**What to produce**
Retype word for word the lines lying between the line containing "The picture is" and the line containing "import React from 'react';", together with those two lines themselves, and nothing besides.

-------- Task material --------

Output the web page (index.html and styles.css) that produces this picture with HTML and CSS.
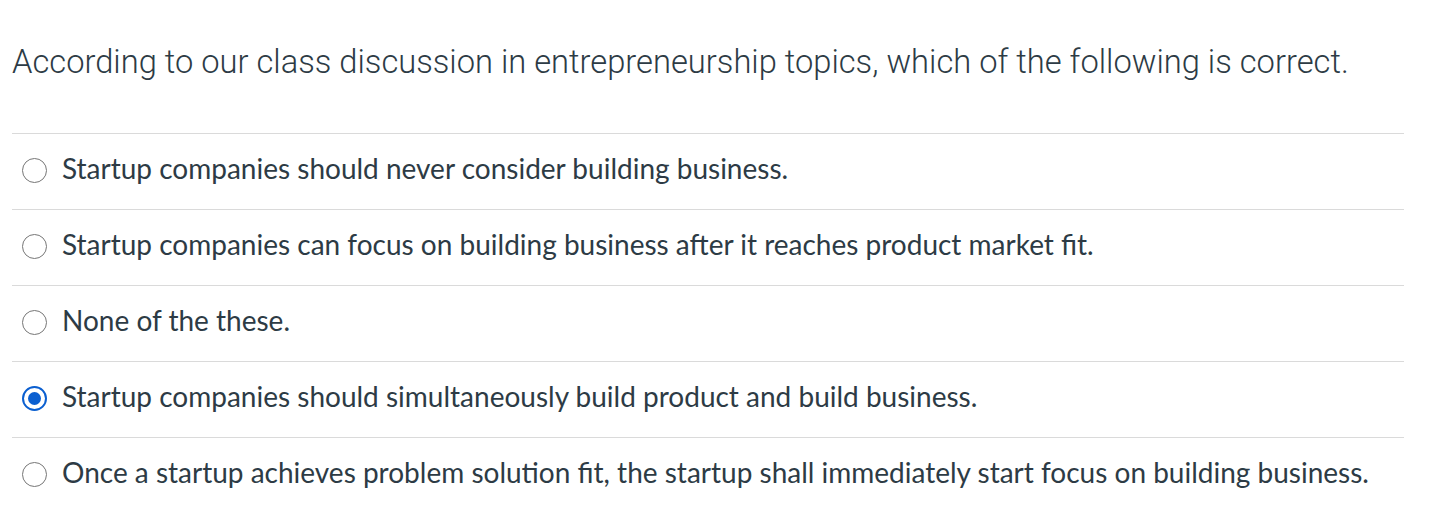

--------
-------- Task material --------

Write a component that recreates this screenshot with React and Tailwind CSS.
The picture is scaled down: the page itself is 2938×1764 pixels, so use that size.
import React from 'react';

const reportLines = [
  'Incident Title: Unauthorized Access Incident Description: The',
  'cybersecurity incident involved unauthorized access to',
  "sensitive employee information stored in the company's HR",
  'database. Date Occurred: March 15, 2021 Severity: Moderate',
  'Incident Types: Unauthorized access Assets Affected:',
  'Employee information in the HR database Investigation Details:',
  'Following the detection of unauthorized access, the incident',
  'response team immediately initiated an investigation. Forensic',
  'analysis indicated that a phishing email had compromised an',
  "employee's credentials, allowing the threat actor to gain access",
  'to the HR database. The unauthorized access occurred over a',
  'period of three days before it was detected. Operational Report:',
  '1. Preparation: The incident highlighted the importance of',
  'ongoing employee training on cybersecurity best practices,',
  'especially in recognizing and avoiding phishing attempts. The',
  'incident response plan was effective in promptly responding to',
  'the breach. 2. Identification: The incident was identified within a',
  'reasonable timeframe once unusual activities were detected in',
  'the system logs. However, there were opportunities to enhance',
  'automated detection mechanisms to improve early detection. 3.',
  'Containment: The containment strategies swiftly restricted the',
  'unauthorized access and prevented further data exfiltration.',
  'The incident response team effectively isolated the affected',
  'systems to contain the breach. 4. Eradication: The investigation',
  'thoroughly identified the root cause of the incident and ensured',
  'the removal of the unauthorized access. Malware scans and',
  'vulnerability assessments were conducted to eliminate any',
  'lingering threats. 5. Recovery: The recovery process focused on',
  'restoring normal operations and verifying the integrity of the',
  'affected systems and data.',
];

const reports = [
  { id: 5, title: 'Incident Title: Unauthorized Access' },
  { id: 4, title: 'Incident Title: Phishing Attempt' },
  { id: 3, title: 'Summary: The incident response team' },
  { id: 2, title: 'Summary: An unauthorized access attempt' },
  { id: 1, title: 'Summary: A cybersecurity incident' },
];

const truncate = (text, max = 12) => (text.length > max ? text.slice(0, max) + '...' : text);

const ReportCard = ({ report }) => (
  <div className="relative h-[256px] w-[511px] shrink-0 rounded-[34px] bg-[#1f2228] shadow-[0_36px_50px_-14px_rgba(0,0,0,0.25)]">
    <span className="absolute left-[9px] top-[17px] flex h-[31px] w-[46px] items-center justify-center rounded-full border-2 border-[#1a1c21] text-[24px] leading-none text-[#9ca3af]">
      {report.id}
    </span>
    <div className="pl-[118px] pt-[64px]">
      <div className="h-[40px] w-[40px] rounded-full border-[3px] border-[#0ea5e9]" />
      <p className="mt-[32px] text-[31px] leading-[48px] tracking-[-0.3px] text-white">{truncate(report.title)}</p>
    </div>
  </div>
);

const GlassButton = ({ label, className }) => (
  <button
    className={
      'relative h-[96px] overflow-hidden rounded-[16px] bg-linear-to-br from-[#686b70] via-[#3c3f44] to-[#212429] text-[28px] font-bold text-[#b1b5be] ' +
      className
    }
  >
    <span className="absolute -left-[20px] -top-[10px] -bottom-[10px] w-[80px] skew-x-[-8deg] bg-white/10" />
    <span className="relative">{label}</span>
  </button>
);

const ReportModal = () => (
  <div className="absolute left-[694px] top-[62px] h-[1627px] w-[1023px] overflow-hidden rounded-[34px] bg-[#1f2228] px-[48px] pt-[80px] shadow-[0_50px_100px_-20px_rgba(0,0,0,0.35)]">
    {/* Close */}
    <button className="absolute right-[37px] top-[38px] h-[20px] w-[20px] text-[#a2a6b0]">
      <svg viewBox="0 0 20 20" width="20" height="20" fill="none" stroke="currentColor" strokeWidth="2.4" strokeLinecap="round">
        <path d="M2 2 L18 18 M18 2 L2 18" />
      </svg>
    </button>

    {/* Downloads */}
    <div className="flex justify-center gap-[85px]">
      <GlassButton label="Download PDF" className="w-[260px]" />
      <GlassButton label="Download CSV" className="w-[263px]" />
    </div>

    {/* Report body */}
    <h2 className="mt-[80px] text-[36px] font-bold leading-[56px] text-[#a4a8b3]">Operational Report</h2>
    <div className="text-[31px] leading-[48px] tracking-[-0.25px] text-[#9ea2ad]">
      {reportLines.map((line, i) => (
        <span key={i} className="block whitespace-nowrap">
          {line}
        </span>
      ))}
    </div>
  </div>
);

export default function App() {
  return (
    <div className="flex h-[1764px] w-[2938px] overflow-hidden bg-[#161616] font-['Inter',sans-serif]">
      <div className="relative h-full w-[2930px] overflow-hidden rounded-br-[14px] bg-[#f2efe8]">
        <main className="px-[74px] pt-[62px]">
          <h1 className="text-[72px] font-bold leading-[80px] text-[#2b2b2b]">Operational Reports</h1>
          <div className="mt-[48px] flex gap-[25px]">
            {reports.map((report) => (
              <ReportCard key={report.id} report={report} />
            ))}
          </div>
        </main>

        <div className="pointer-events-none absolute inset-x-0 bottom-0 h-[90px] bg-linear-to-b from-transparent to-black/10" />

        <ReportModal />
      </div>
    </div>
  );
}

--------

**The reply**
The picture is scaled down: the page itself is 2938×1764 pixels, so use that size.
import React from 'react';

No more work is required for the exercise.